After about a 30 minute ride, we approached Amber Fort. As soon as I saw the fort, I jumped off the bus. I entered an open gate into a courtyard, and could see the fort at the top of the hill. I started snapping pictures - the sun had yet to come over the surrounding hills, but because no one else was around, I managed to take some pretty good photos. I made my way towards the main path, which is where I started seeing tourists... riding up to the fort on the backs of elephants. I got lucky because I got off the bus a little early... I avoided the fort's main entrance where the elephants (and their "processed" meals) congregated: it stunk something fierce!

Making my way into the fort after climbing a windy path, I was able to see the different parts of this amazing structure. Amber Fort was built in 1592 and modified over the next 150 years to satisfy the desires of successive rulers. It sits high atop a hill in Amber (just 11km from Jaipur) and from here, one can see far into the distance in each direction. The main road leading up to the fort is surrounded by hills on both sides, and is where main commerce and transportation routes exist even today. The town of Amber itself is very small: centuries ago, the maharaja moved all inhabitants to Jaipur, the planned city a short distance to the south.

After taking in Amber Fort and walking around Amber, I hopped on the bus and returned to Jaipur.
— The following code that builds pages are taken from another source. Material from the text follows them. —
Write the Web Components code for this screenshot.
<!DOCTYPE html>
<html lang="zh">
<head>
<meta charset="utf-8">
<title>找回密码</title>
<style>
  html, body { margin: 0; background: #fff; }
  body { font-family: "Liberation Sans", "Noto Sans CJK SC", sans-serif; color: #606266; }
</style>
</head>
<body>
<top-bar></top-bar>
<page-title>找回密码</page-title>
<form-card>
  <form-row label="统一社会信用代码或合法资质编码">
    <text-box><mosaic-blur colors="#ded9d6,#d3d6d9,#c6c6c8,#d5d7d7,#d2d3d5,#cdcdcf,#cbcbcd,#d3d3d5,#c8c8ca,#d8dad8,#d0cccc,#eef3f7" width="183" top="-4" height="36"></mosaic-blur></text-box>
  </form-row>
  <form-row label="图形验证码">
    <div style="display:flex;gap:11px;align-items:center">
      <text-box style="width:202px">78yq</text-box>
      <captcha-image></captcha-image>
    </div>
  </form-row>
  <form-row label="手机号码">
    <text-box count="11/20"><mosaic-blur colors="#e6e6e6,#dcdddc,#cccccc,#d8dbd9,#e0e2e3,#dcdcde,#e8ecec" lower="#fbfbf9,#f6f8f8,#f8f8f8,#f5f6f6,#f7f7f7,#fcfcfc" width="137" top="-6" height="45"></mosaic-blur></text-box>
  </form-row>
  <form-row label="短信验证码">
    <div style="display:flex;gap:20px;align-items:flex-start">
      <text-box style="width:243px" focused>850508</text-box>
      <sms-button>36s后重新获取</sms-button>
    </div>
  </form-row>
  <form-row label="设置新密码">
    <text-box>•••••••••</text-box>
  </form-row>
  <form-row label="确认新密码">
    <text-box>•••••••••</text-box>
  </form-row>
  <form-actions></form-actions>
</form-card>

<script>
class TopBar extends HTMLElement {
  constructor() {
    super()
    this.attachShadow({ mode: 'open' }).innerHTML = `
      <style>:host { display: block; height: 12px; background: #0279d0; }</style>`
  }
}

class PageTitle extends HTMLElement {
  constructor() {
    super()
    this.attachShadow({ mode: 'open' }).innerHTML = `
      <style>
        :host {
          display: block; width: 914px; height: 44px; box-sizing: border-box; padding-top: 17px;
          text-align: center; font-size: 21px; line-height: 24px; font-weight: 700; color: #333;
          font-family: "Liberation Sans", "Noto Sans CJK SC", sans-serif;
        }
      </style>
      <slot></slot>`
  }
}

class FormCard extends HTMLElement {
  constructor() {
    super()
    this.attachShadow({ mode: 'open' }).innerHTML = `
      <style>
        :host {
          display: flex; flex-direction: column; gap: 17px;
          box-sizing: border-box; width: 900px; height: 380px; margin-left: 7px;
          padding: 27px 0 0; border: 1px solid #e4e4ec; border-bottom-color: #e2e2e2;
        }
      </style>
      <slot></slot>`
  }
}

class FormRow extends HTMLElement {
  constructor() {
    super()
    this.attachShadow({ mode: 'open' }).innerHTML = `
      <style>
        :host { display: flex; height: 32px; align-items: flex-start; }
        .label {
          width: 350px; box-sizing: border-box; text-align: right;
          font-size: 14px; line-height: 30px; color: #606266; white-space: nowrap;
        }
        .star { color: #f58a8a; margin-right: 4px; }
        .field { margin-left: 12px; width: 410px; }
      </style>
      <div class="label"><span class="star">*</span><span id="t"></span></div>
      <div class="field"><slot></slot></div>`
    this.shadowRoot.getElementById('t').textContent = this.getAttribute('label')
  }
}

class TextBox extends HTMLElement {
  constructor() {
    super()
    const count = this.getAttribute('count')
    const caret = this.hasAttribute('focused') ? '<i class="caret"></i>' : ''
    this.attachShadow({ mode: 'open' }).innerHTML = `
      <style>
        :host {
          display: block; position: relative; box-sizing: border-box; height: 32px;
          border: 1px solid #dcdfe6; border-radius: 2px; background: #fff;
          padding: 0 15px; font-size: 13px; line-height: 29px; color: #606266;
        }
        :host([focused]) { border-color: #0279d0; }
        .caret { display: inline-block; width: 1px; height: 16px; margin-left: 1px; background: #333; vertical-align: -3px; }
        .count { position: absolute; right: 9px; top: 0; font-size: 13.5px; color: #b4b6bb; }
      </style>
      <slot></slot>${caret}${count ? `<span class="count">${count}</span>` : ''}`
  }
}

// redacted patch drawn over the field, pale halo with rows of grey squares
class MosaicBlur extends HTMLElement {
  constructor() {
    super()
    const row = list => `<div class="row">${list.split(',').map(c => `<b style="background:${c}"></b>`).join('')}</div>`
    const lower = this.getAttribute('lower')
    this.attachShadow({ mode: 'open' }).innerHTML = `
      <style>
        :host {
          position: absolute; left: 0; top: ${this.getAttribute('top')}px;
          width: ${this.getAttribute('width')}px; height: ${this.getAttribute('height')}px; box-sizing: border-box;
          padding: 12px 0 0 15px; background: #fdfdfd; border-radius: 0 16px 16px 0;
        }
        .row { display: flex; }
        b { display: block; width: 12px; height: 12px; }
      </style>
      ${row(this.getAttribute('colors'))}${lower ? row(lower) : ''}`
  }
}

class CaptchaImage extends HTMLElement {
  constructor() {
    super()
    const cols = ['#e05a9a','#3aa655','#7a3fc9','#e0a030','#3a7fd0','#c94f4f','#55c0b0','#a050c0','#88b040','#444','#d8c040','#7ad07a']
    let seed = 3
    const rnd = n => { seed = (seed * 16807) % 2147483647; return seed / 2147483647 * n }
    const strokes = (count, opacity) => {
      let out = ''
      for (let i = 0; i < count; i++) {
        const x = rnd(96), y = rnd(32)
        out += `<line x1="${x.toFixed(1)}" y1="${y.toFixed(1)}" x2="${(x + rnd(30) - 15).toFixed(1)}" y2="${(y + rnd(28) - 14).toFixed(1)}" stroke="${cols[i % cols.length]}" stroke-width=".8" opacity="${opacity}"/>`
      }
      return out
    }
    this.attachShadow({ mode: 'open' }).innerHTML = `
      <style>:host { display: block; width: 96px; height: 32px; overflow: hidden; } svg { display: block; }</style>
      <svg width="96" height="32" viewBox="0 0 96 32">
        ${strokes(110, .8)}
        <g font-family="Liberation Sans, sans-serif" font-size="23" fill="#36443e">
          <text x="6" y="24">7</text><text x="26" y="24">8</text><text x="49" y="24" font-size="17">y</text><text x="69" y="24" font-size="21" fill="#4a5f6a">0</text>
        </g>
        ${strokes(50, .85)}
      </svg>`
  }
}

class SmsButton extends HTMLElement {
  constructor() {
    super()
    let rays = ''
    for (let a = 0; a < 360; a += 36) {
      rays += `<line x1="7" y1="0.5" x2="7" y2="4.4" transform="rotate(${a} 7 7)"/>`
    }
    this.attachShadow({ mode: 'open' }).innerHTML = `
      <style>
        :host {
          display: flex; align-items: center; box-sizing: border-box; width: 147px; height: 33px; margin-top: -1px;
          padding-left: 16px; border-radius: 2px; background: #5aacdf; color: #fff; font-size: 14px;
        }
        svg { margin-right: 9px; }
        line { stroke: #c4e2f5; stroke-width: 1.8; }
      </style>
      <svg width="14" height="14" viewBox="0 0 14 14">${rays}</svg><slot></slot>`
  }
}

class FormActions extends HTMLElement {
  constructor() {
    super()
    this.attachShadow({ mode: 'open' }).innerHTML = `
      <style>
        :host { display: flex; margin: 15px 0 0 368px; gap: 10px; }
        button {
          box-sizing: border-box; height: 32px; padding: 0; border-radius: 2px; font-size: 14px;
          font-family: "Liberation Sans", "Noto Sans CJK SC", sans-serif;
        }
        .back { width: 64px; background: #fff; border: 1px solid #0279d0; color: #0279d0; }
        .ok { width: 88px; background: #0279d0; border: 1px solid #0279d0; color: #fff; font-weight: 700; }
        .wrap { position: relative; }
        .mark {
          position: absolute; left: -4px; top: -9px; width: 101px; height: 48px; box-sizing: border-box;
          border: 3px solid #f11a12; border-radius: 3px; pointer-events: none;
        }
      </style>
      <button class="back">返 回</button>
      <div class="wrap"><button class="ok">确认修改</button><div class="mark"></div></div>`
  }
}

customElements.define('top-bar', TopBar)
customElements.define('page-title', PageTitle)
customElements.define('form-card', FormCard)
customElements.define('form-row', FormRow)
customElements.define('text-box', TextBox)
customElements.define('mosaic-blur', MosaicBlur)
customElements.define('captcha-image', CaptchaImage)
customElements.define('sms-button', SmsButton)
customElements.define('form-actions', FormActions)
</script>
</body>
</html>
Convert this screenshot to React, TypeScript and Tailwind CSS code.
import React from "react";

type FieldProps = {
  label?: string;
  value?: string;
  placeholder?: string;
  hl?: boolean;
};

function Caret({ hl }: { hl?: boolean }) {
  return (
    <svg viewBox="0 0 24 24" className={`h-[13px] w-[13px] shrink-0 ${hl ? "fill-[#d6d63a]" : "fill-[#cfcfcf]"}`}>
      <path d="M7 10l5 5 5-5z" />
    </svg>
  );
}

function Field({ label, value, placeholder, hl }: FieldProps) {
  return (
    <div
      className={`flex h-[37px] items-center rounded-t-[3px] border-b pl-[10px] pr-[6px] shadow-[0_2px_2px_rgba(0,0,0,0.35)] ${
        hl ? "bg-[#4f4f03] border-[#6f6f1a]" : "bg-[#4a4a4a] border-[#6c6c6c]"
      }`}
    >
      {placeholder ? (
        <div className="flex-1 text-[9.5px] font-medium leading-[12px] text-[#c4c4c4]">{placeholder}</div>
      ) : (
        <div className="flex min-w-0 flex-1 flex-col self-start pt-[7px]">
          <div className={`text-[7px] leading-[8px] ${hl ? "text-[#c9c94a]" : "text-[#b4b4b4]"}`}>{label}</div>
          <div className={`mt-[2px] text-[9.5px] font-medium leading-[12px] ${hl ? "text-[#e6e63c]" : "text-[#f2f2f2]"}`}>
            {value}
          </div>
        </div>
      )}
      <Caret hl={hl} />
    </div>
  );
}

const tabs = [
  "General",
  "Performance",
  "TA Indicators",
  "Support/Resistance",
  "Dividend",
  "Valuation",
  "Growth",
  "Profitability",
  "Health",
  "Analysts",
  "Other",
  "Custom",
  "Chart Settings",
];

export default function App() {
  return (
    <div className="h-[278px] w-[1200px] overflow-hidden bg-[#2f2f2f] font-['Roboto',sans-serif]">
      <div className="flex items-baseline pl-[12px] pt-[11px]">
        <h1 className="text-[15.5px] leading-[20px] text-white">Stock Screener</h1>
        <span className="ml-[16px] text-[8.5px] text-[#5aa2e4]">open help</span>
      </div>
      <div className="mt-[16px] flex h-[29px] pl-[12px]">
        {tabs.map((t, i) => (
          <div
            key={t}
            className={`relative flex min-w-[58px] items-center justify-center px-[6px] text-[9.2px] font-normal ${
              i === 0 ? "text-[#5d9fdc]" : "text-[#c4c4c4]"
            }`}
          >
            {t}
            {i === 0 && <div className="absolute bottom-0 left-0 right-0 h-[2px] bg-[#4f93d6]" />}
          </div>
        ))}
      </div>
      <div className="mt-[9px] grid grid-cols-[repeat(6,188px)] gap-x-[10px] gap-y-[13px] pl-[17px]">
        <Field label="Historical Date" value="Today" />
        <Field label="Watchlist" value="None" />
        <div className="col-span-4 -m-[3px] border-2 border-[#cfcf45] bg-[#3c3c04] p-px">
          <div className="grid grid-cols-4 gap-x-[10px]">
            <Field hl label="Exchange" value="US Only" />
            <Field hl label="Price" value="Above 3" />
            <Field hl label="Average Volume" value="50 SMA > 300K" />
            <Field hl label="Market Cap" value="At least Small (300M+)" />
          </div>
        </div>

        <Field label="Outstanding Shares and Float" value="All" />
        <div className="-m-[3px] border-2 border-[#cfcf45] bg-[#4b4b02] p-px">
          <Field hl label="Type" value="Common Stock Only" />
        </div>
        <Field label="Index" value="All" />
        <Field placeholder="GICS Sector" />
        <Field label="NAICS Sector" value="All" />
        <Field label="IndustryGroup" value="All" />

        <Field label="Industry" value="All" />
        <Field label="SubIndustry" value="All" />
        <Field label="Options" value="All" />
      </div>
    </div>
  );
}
I spent an overcast afternoon in Jaipur, beyond the gated section of the city. The distinctive pink color adorning buildings in the gated section did not carry over to the more industrialized and populated areas of the city. The place, similar to Delhi, was teeming with activity, but, being a few days into my journey, my adrenaline had worn off: I went back to my hotel, had a brief meal, and fell asleep.

Tomorrow, I would board the train for Ranthambore.